I think we have some serious talent in Australia — there are so many exciting and skilful fighters around, as well as world-class trainers. In saying that, though, I would like to see more integrity in the scene. There are still a lot of mismatched fights in Melbourne, with gyms still handpicking opponents to make their fighter seem like a superstar. There are far too many titles out there, too! Some sanctioning bodies are pumping them out like candy. Furthermore, many of these titles are very rarely being defended.

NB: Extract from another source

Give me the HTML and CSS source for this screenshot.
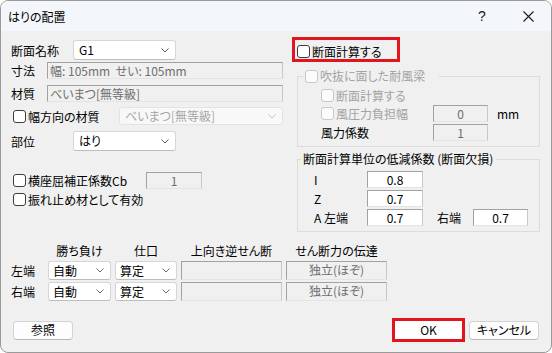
FILE: index.html
```html
<!DOCTYPE html>
<html lang="ja">
<head>
<meta charset="utf-8">
<title>はりの配置</title>
<link rel="stylesheet" href="styles.css">
</head>
<body>
<div class="window">
  <header class="titlebar">
    <span class="title">はりの配置</span>
    <span class="tb-btn help">?</span>
    <span class="tb-btn close"><svg width="11" height="11" viewBox="0 0 11 11"><path d="M0.5 0.5L10.5 10.5M10.5 0.5L0.5 10.5" stroke="#1a1a1a" stroke-width="1.1" fill="none"/></svg></span>
  </header>
  <main class="body">
    <div class="upper">
      <section class="left">
        <div class="row r1">
          <span class="lbl w62">断面名称</span>
          <div class="combo w103"><span class="val">G1</span><svg class="chev" width="8" height="5" viewBox="0 0 8 5"><path d="M0.5 0.5L4 4L7.5 0.5" fill="none" stroke="#5a5a5a"/></svg></div>
        </div>
        <div class="row r2">
          <span class="lbl w36">寸法</span>
          <div class="box ro w236">幅: 105mm&nbsp;&nbsp;せい: 105mm</div>
        </div>
        <div class="row r3">
          <span class="lbl w36">材質</span>
          <div class="box ro w236">べいまつ[無等級]</div>
        </div>
        <div class="row r4">
          <span class="chk w108"><span class="cb"></span>幅方向の材質</span>
          <div class="combo dis w164"><span class="val">べいまつ[無等級]</span><svg class="chev" width="8" height="5" viewBox="0 0 8 5"><path d="M0.5 0.5L4 4L7.5 0.5" fill="none" stroke="#c4c4c4"/></svg></div>
        </div>
        <div class="row r5">
          <span class="lbl w62">部位</span>
          <div class="combo w103"><span class="val">はり</span><svg class="chev" width="8" height="5" viewBox="0 0 8 5"><path d="M0.5 0.5L4 4L7.5 0.5" fill="none" stroke="#5a5a5a"/></svg></div>
        </div>
        <div class="row r6">
          <span class="chk w133"><span class="cb"></span>横座屈補正係数Cb</span>
          <div class="box ro w56 center">1</div>
        </div>
        <div class="row r7">
          <span class="chk"><span class="cb"></span>振れ止め材として有効</span>
        </div>
      </section>

      <section class="right">
        <div class="highlight check-hl">
          <span class="chk"><span class="cb"></span>断面計算する</span>
        </div>

        <fieldset class="group g1">
          <legend class="lg1"><span class="chk disabled"><span class="cb"></span>吹抜に面した耐風梁</span></legend>
          <div class="grow ga">
            <span class="chk disabled"><span class="cb"></span>断面計算する</span>
          </div>
          <div class="grow gb">
            <span class="chk disabled w112"><span class="cb"></span>風圧力負担幅</span>
            <div class="box ro w55 center">0</div>
            <span class="unit">mm</span>
          </div>
          <div class="grow gc">
            <span class="lbl w112">風力係数</span>
            <div class="box ro w55 center">1</div>
          </div>
        </fieldset>

        <fieldset class="group g2">
          <legend class="lg2">断面計算単位の低減係数 (断面欠損)</legend>
          <div class="grow2 gr1">
            <span class="lbl w53">I</span>
            <div class="box ed w56 center">0.8</div>
          </div>
          <div class="grow2 gr2">
            <span class="lbl w53">Z</span>
            <div class="box ed w56 center">0.7</div>
          </div>
          <div class="grow2 gr3">
            <span class="lbl w53">A 左端</span>
            <div class="box ed w56 center">0.7</div>
            <span class="lbl w36 ml14">右端</span>
            <div class="box ed w55 center">0.7</div>
          </div>
        </fieldset>
      </section>
    </div>

    <div class="table">
      <span></span>
      <span class="th">勝ち負け</span>
      <span class="th">仕口</span>
      <span class="th">上向き逆せん断</span>
      <span class="th">せん断力の伝達</span>

      <span class="rl">左端</span>
      <div class="combo"><span class="val">自動</span><svg class="chev" width="8" height="5" viewBox="0 0 8 5"><path d="M0.5 0.5L4 4L7.5 0.5" fill="none" stroke="#6a6a6a"/></svg></div>
      <div class="combo"><span class="val">算定</span><svg class="chev" width="8" height="5" viewBox="0 0 8 5"><path d="M0.5 0.5L4 4L7.5 0.5" fill="none" stroke="#6a6a6a"/></svg></div>
      <div class="box ro"></div>
      <div class="box ro center">独立(ほぞ)</div>

      <span class="rl">右端</span>
      <div class="combo"><span class="val">自動</span><svg class="chev" width="8" height="5" viewBox="0 0 8 5"><path d="M0.5 0.5L4 4L7.5 0.5" fill="none" stroke="#6a6a6a"/></svg></div>
      <div class="combo"><span class="val">算定</span><svg class="chev" width="8" height="5" viewBox="0 0 8 5"><path d="M0.5 0.5L4 4L7.5 0.5" fill="none" stroke="#6a6a6a"/></svg></div>
      <div class="box ro"></div>
      <div class="box ro center">独立(ほぞ)</div>
    </div>

    <div class="buttons">
      <button class="btn w60">参照</button>
      <span class="spacer"></span>
      <div class="highlight ok-hl"><button class="btn ok">OK</button></div>
      <button class="btn w70">キャンセル</button>
    </div>
  </main>
</div>
</body>
</html>
```

FILE: styles.css
```css
html, body {
  margin: 0;
  padding: 0;
  background: #ffffff;
}

body {
  font-family: "Noto Sans CJK JP", "Noto Sans", sans-serif;
  font-size: 12px;
  color: #000;
  font-feature-settings: "palt";
}

.window {
  width: 552px;
  height: 353px;
  box-sizing: border-box;
  border: 1px solid #9a9a9a;
  border-radius: 8px;
  background: #f0f0f0;
  overflow: hidden;
  display: flex;
  flex-direction: column;
}

/* title bar */
.titlebar {
  flex: none;
  height: 30px;
  display: flex;
  align-items: center;
  padding-left: 7px;
  background: #f3f6fa;
}
.title {
  flex: 1;
  line-height: 17px;
}
.tb-btn {
  width: 46px;
  height: 30px;
  display: flex;
  align-items: center;
  justify-content: center;
}
.help {
  font-family: "Liberation Sans", sans-serif;
  font-size: 14px;
  color: #1a1a1a;
}

/* body */
.body {
  padding-top: 6px;
}
.upper {
  display: flex;
}
.left {
  width: 291px;
  box-sizing: border-box;
  padding-left: 10px;
  padding-top: 3px;
  display: flex;
  flex-direction: column;
}
.right {
  width: 248px;
  display: flex;
  flex-direction: column;
}

.row {
  display: flex;
  align-items: center;
}
.r1 { height: 20px; }
.r2 { height: 17px; margin-top: 2px; }
.r3 { height: 17px; margin-top: 6px; }
.r4 { height: 18px; margin-top: 5px; }
.r5 { height: 20px; margin-top: 6px; }
.r6 { height: 17px; margin-top: 21px; }
.r7 { height: 17px; margin-top: 2px; }

.left .chk { margin-left: 2px; }
.left .w108 { width: 106px; }
.left .w133 { width: 133px; }

.lbl {
  line-height: 17px;
  white-space: nowrap;
  flex: none;
}
.w36 { width: 36px; }
.w53 { width: 53px; }
.w55 { width: 55px; }
.w56 { width: 56px; }
.w60 { width: 60px; }
.w62 { width: 62px; }
.w70 { width: 70px; }
.w103 { width: 103px; }
.w112 { width: 112px; }
.w164 { width: 164px; }
.w236 { width: 236px; }
.ml14 { margin-left: 14px; }

/* checkbox */
.chk {
  display: flex;
  align-items: center;
  white-space: nowrap;
  line-height: 17px;
  flex: none;
}
.cb {
  width: 13px;
  height: 13px;
  box-sizing: border-box;
  border: 1px solid #3c3c3c;
  border-radius: 3px;
  background: #ffffff;
  margin-right: 2px;
  flex: none;
}
.chk.disabled {
  color: #a3a3a3;
}
.chk.disabled .cb {
  border-color: #c8c8c8;
  background: #fbfbfb;
}

/* combo box */
.combo {
  box-sizing: border-box;
  height: 100%;
  display: flex;
  align-items: center;
  justify-content: space-between;
  background: #ffffff;
  border: 1px solid #d6d6d6;
  border-bottom-color: #bdbdbd;
  border-radius: 3px;
  padding: 0 6px 0 5px;
  flex: none;
}
.combo .val {
  line-height: 16px;
  white-space: nowrap;
}
.chev {
  flex: none;
}
.combo.dis {
  background: #f8f8f8;
  border-color: #e3e3e3;
  color: #a6a6a6;
}

/* edit boxes */
.box {
  box-sizing: border-box;
  height: 100%;
  border: 1px solid;
  border-color: #a2a2a2 #c8c8c8 #e4e4e4 #a2a2a2;
  padding: 0 2px;
  line-height: 15px;
  white-space: nowrap;
  overflow: hidden;
  flex: none;
}
.box.ro {
  background: #f0f0f0;
  color: #6e6e6e;
}
.box.ed {
  background: #ffffff;
  color: #000;
}
.center {
  text-align: center;
}

/* highlight (red annotation frame) */
.highlight {
  box-sizing: border-box;
  border: 3px solid #e2141d;
}
.check-hl {
  width: 108px;
  height: 25px;
  display: flex;
  align-items: center;
  padding: 3px 0 0 2px;
}

/* group boxes */
.group {
  margin: 0 0 0 5px;
  padding: 0 0 5px 0;
  width: 243px;
  box-sizing: border-box;
  border: 1px solid #dcdcdc;
  min-inline-size: 0;
}
.g1 { margin-top: 6px; }
.g2 { margin-top: 4px; }

.lg1 {
  margin-left: 6px;
  padding: 0 14px 0 1px;
  height: 16px;
  line-height: 16px;
}
.lg1 .chk { line-height: 16px; height: 16px; }
.lg2 {
  margin-left: 3px;
  padding: 0 3px 0 2px;
  height: 16px;
  line-height: 16px;
  white-space: nowrap;
}

.grow {
  display: flex;
  align-items: center;
  padding-left: 23px;
}
.ga { height: 16px; margin-top: 3px; }
.gb { height: 17px; margin-top: 2px; }
.gc { height: 17px; margin-top: 2px; }
.unit {
  margin-left: 9px;
  line-height: 17px;
}

.grow2 {
  display: flex;
  align-items: center;
  padding-left: 16px;
  height: 17px;
}
.gr1 { margin-top: 4px; }
.gr2 { margin-top: 2px; }
.gr3 { margin-top: 2px; }

/* table */
.table {
  display: grid;
  grid-template-columns: 33px 63px 62px 101px 101px;
  grid-template-rows: 17px 19px 19px;
  column-gap: 4px;
  row-gap: 2px;
  margin-top: 10px;
  padding-left: 10px;
}
.th {
  text-align: center;
  line-height: 17px;
  white-space: nowrap;
}
.rl {
  line-height: 19px;
  white-space: nowrap;
}
.table .combo {
  padding: 0 6px 0 4px;
}

/* buttons */
.buttons {
  display: flex;
  align-items: center;
  height: 24px;
  margin-top: 17px;
  padding: 0 12px;
}
.spacer {
  flex: 1;
}
.btn {
  font: inherit;
  font-feature-settings: "palt";
  color: #000;
  height: 19px;
  box-sizing: border-box;
  padding: 0;
  background: #fdfdfd;
  border: 1px solid #d3d3d3;
  border-bottom-color: #b8b8b8;
  border-radius: 4px;
  line-height: 16px;
  flex: none;
}
.ok-hl {
  width: 73px;
  height: 24px;
  display: flex;
  margin-right: 4px;
}
.btn.ok {
  width: 100%;
  height: 100%;
  border: none;
  border-radius: 0;
  background: #ffffff;
}
```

Finally, I’d like to see more female fights. Sy from Rebellion Promotions is doing a great job matching the girls of Vic, but of course there could be more if promoters could get behind the girls and make it a priority to include more females on their shows. I know of many girls around Australia who continually miss out.

What else do you hope to achieve in your career?

Of course, WMC titles are what I’d love to achieve. Beyond that, I hope to be a contributor to the growth of the female fight scene here and maybe even around the world.

There are so many girls, like Caley [Reece], Angie [Parr], Tiana [Caverley], Theresa [Carter], etc. who have paved the way for what I’m able to do today and I’d like to continue their work by building the female fight scene into a powerful area of women’s sport.

So my future is not just based on my goals but around the sport’s future also.